When they were approaching age 18, the age of legality, some of them made plans to get tattoos. Since I had no authority to prohibit an 18-year-old from getting a tattoo, I contributed to the “tattoo fund,” and discussed designs and colors with him. (The final choice was an ancient family motto, in Latin, no less! It looks great!)

I have a handful of things in my mind as I come to the end of these very fond memories.

1) Please don’t make the mistake of thinking we got it all right. We surely did not. But we actively loved them. We stayed in our kids’ lives, we stayed in communication together, we stayed in prayer. In the end, they’re still our friends, they’re still excellent people, though they sure turned out to be different than the good little church kids we’d originally (and ignorantly) envisioned.
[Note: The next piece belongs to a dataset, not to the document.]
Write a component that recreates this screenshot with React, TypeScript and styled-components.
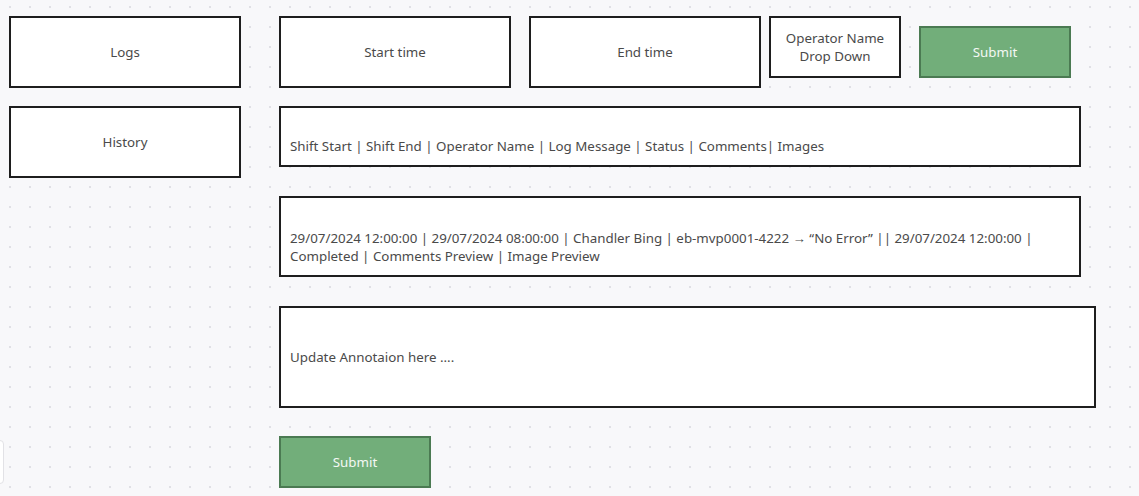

2) I’m offering some perspective here, some opinion: There’s a reason why some kids blow up when they approach their majority. A lot of it has to do with how the generation before them handles the expectations they lay on them, how they train youth to become adults, how they give hope for a mysterious transition. Maybe with some understanding, we can choose wiser paths to lead them down. Every kid needs understanding. Like adults do.

3) I offer these as testimonies. There are some people who are facing similar situations and they don’t know how to respond, and these stories will give some folks hope, give other folks ideas. Your kids are every bit as worth saving as mine are. Every family needs hope.

4) In these, I’m offering a worldview that you can borrow, a worldview that says “people are more important than their reputation,” or “not every rule is for obeying.” You see, there’s more life outside the lines that everybody is coloring inside of than there is inside them. Wherever you want to exercise your right to color, that’s an excellent choice! Everybody needs freedom. Decide for yourself. Teach your kids to do that too.

5) If nothing else, here are some excellent ideas for prayer, for your kids, for your grand-kids, for the kids of your co-workers.

Every last child you know – every one of em – needs prayer.